= What is asked =
Exactly repeat the material, dropping only the pictures.

= Collected material =
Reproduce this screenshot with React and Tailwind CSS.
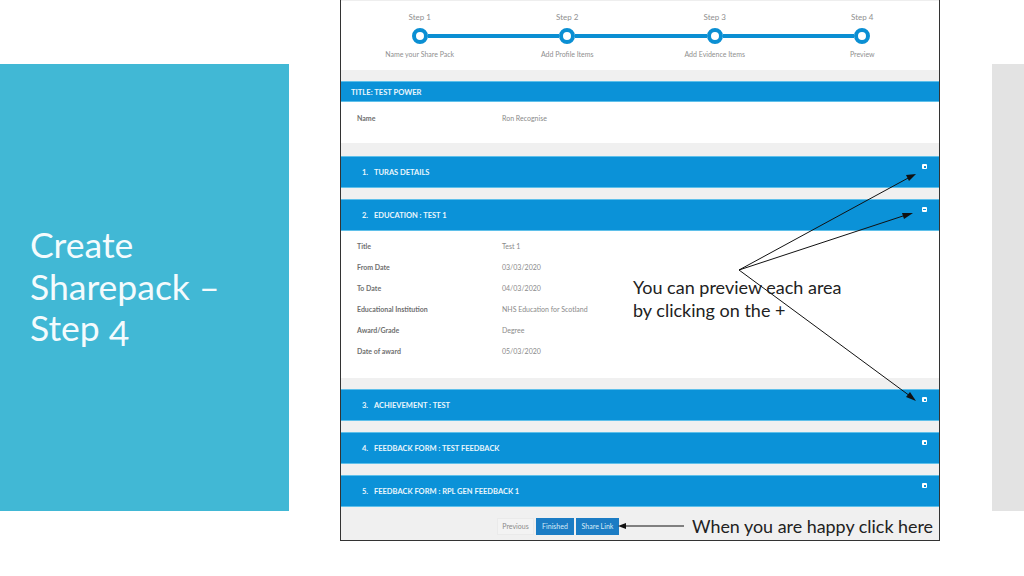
const steps = [
  { step: 'Step 1', label: 'Name your Share Pack' },
  { step: 'Step 2', label: 'Add Profile Items' },
  { step: 'Step 3', label: 'Add Evidence Items' },
  { step: 'Step 4', label: 'Preview' },
]

const educationRows = [
  ['Title', 'Test 1'],
  ['From Date', '03/03/2020'],
  ['To Date', '04/03/2020'],
  ['Educational Institution', 'NHS Education for Scotland'],
  ['Award/Grade', 'Degree'],
  ['Date of award', '05/03/2020'],
]

function Stepper() {
  return (
    <div className="h-[70px] bg-white pl-[5px] pr-[3px] pt-[10px] grid grid-cols-4 border-t border-[#eeeeee]">
      {steps.map((s, i) => (
        <div key={s.step} className="flex flex-col items-center text-[#8f8f8f] text-[7px] leading-[12px]">
          <p className="text-[8px]">{s.step}</p>
          <div className="w-full flex items-center mt-[5px] h-[16px]">
            <div className={i === 0 ? 'flex-1 h-[4px]' : 'flex-1 h-[4px] bg-[#0b8fd3]'} />
            <div className="w-[16px] h-[16px] shrink-0 rounded-full border-[4px] border-[#0b8fd3] bg-white" />
            <div className={i === 3 ? 'flex-1 h-[4px]' : 'flex-1 h-[4px] bg-[#0b8fd3]'} />
          </div>
          <p className="mt-[4px] whitespace-nowrap">{s.label}</p>
        </div>
      ))}
    </div>
  )
}

function Bar({ number, title, minus }) {
  return (
    <div className="h-[32px] bg-[#0b92d8] border-y border-[#5fc0ea] flex items-start text-[#eaf6fc] font-bold text-[7.5px] pl-[21px] pr-[12px]">
      <span className="w-[12px] mt-[10px] leading-[12px]">{number}.</span>
      <span className="mt-[10px] leading-[12px]">{title}</span>
      <span className="ml-auto mt-[7px] w-[5px] h-[5px] rounded-[1px] bg-white flex items-center justify-center">
        <span className={minus ? 'w-[3px] h-[1px] bg-[#0b92d8]' : 'w-[2px] h-[2px] bg-[#0b92d8]'} />
      </span>
    </div>
  )
}

function DetailRow({ label, value }) {
  return (
    <div className="h-[21px] flex items-center text-[7px] pl-[16px]">
      <span className="w-[145px] font-bold text-[#6f6f6f]">{label}</span>
      <span className="text-[#8a8a8a]">{value}</span>
    </div>
  )
}

function SharePackShot() {
  return (
    <div className="relative w-[600px] h-[541px] ml-[51px] shrink-0 border-x border-b border-[#333333] bg-[#f0f0f0] font-['Lato',sans-serif]">
      <Stepper />
      <div className="h-[11px]" />
      <div className="h-[21px] bg-[#0b92d8] border-y border-[#5fc0ea] text-[#eaf6fc] font-bold text-[7.6px] leading-[21px] pl-[10px]">
        TITLE: TEST POWER
      </div>
      <div className="h-[41px] bg-white pl-[16px] pt-[10px] flex text-[7px] leading-[12px]">
        <span className="w-[145px] font-bold text-[#6f6f6f]">Name</span>
        <span className="text-[#8a8a8a]">Ron Recognise</span>
      </div>
      <div className="h-[13px]" />
      <Bar number="1" title="TURAS DETAILS" />
      <div className="h-[11px]" />
      <Bar number="2" title="EDUCATION : TEST 1" minus />
      <div className="h-[147px] bg-white pt-[5px]">
        {educationRows.map(([label, value]) => (
          <DetailRow key={label} label={label} value={value} />
        ))}
      </div>
      <div className="h-[11px]" />
      <Bar number="3" title="ACHIEVEMENT : TEST" />
      <div className="h-[11px]" />
      <Bar number="4" title="FEEDBACK FORM : TEST FEEDBACK" />
      <div className="h-[11px]" />
      <Bar number="5" title="FEEDBACK FORM : RPL GEN FEEDBACK 1" />
      <div className="flex pl-[156px] pt-[11px] gap-[2px] text-[7px]">
        <button className="w-[37px] h-[17px] bg-[#f3f3f3] border border-[#eaeaea] text-[#8a8a8a]">Previous</button>
        <button className="w-[38px] h-[17px] bg-[#1b7cc4] text-[#d8ecf8]">Finished</button>
        <button className="w-[43px] h-[17px] bg-[#1b7cc4] text-[#d8ecf8]">Share Link</button>
      </div>
    </div>
  )
}

function Annotations() {
  return (
    <>
      <svg className="absolute inset-0 pointer-events-none" width="1024" height="576" viewBox="0 0 1024 576">
        <g stroke="#111111" strokeWidth="1" fill="none">
          <line x1="739" y1="270" x2="910" y2="177" />
          <line x1="739" y1="270" x2="906" y2="215" />
          <line x1="739" y1="270" x2="910" y2="396" />
          <line x1="684" y1="526" x2="625" y2="526" />
        </g>
        <g fill="#111111">
          <polygon points="916,174 906,175 909,181" />
          <polygon points="913,213 902,213 904,219" />
          <polygon points="916,401 906,397 910,392" />
          <polygon points="618,526 626,523 626,529" />
        </g>
      </svg>
      <div className="absolute left-[633px] top-[276px] text-[18px] leading-[23px] text-[#222222] font-['Lato',sans-serif]">
        <p>You can preview each area</p>
        <p>by clicking on the +</p>
      </div>
      <p className="absolute left-[692px] top-[515px] text-[17.9px] leading-[23px] text-[#222222] font-['Lato',sans-serif]">
        When you are happy click here
      </p>
    </>
  )
}

export default function App() {
  return (
    <div className="relative w-[1024px] h-[576px] overflow-hidden bg-white flex items-start">
      <div className="w-[289px] h-[447px] mt-[64px] shrink-0 bg-[#41b8d5] pl-[30px] pt-[160px] text-[#f4fbfd] text-[35.5px] leading-[41.5px] font-['Lato',sans-serif]">
        <p>Create</p>
        <p>Sharepack –</p>
        <p>Step <span className="inline-block translate-y-[5px]">4</span></p>
      </div>
      <SharePackShot />
      <div className="w-[32px] h-[447px] mt-[64px] ml-[52px] shrink-0 bg-[#e3e3e3]" />
      <Annotations />
    </div>
  )
}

= Result =
Reproduce this screenshot with React and Tailwind CSS.
const steps = [
  { step: 'Step 1', label: 'Name your Share Pack' },
  { step: 'Step 2', label: 'Add Profile Items' },
  { step: 'Step 3', label: 'Add Evidence Items' },
  { step: 'Step 4', label: 'Preview' },
]

const educationRows = [
  ['Title', 'Test 1'],
  ['From Date', '03/03/2020'],
  ['To Date', '04/03/2020'],
  ['Educational Institution', 'NHS Education for Scotland'],
  ['Award/Grade', 'Degree'],
  ['Date of award', '05/03/2020'],
]

function Stepper() {
  return (
    <div className="h-[70px] bg-white pl-[5px] pr-[3px] pt-[10px] grid grid-cols-4 border-t border-[#eeeeee]">
      {steps.map((s, i) => (
        <div key={s.step} className="flex flex-col items-center text-[#8f8f8f] text-[7px] leading-[12px]">
          <p className="text-[8px]">{s.step}</p>
          <div className="w-full flex items-center mt-[5px] h-[16px]">
            <div className={i === 0 ? 'flex-1 h-[4px]' : 'flex-1 h-[4px] bg-[#0b8fd3]'} />
            <div className="w-[16px] h-[16px] shrink-0 rounded-full border-[4px] border-[#0b8fd3] bg-white" />
            <div className={i === 3 ? 'flex-1 h-[4px]' : 'flex-1 h-[4px] bg-[#0b8fd3]'} />
          </div>
          <p className="mt-[4px] whitespace-nowrap">{s.label}</p>
        </div>
      ))}
    </div>
  )
}

function Bar({ number, title, minus }) {
  return (
    <div className="h-[32px] bg-[#0b92d8] border-y border-[#5fc0ea] flex items-start text-[#eaf6fc] font-bold text-[7.5px] pl-[21px] pr-[12px]">
      <span className="w-[12px] mt-[10px] leading-[12px]">{number}.</span>
      <span className="mt-[10px] leading-[12px]">{title}</span>
      <span className="ml-auto mt-[7px] w-[5px] h-[5px] rounded-[1px] bg-white flex items-center justify-center">
        <span className={minus ? 'w-[3px] h-[1px] bg-[#0b92d8]' : 'w-[2px] h-[2px] bg-[#0b92d8]'} />
      </span>
    </div>
  )
}

function DetailRow({ label, value }) {
  return (
    <div className="h-[21px] flex items-center text-[7px] pl-[16px]">
      <span className="w-[145px] font-bold text-[#6f6f6f]">{label}</span>
      <span className="text-[#8a8a8a]">{value}</span>
    </div>
  )
}

function SharePackShot() {
  return (
    <div className="relative w-[600px] h-[541px] ml-[51px] shrink-0 border-x border-b border-[#333333] bg-[#f0f0f0] font-['Lato',sans-serif]">
      <Stepper />
      <div className="h-[11px]" />
      <div className="h-[21px] bg-[#0b92d8] border-y border-[#5fc0ea] text-[#eaf6fc] font-bold text-[7.6px] leading-[21px] pl-[10px]">
        TITLE: TEST POWER
      </div>
      <div className="h-[41px] bg-white pl-[16px] pt-[10px] flex text-[7px] leading-[12px]">
        <span className="w-[145px] font-bold text-[#6f6f6f]">Name</span>
        <span className="text-[#8a8a8a]">Ron Recognise</span>
      </div>
      <div className="h-[13px]" />
      <Bar number="1" title="TURAS DETAILS" />
      <div className="h-[11px]" />
      <Bar number="2" title="EDUCATION : TEST 1" minus />
      <div className="h-[147px] bg-white pt-[5px]">
        {educationRows.map(([label, value]) => (
          <DetailRow key={label} label={label} value={value} />
        ))}
      </div>
      <div className="h-[11px]" />
      <Bar number="3" title="ACHIEVEMENT : TEST" />
      <div className="h-[11px]" />
      <Bar number="4" title="FEEDBACK FORM : TEST FEEDBACK" />
      <div className="h-[11px]" />
      <Bar number="5" title="FEEDBACK FORM : RPL GEN FEEDBACK 1" />
      <div className="flex pl-[156px] pt-[11px] gap-[2px] text-[7px]">
        <button className="w-[37px] h-[17px] bg-[#f3f3f3] border border-[#eaeaea] text-[#8a8a8a]">Previous</button>
        <button className="w-[38px] h-[17px] bg-[#1b7cc4] text-[#d8ecf8]">Finished</button>
        <button className="w-[43px] h-[17px] bg-[#1b7cc4] text-[#d8ecf8]">Share Link</button>
      </div>
    </div>
  )
}

function Annotations() {
  return (
    <>
      <svg className="absolute inset-0 pointer-events-none" width="1024" height="576" viewBox="0 0 1024 576">
        <g stroke="#111111" strokeWidth="1" fill="none">
          <line x1="739" y1="270" x2="910" y2="177" />
          <line x1="739" y1="270" x2="906" y2="215" />
          <line x1="739" y1="270" x2="910" y2="396" />
          <line x1="684" y1="526" x2="625" y2="526" />
        </g>
        <g fill="#111111">
          <polygon points="916,174 906,175 909,181" />
          <polygon points="913,213 902,213 904,219" />
          <polygon points="916,401 906,397 910,392" />
          <polygon points="618,526 626,523 626,529" />
        </g>
      </svg>
      <div className="absolute left-[633px] top-[276px] text-[18px] leading-[23px] text-[#222222] font-['Lato',sans-serif]">
        <p>You can preview each area</p>
        <p>by clicking on the +</p>
      </div>
      <p className="absolute left-[692px] top-[515px] text-[17.9px] leading-[23px] text-[#222222] font-['Lato',sans-serif]">
        When you are happy click here
      </p>
    </>
  )
}

export default function App() {
  return (
    <div className="relative w-[1024px] h-[576px] overflow-hidden bg-white flex items-start">
      <div className="w-[289px] h-[447px] mt-[64px] shrink-0 bg-[#41b8d5] pl-[30px] pt-[160px] text-[#f4fbfd] text-[35.5px] leading-[41.5px] font-['Lato',sans-serif]">
        <p>Create</p>
        <p>Sharepack –</p>
        <p>Step <span className="inline-block translate-y-[5px]">4</span></p>
      </div>
      <SharePackShot />
      <div className="w-[32px] h-[447px] mt-[64px] ml-[52px] shrink-0 bg-[#e3e3e3]" />
      <Annotations />
    </div>
  )
}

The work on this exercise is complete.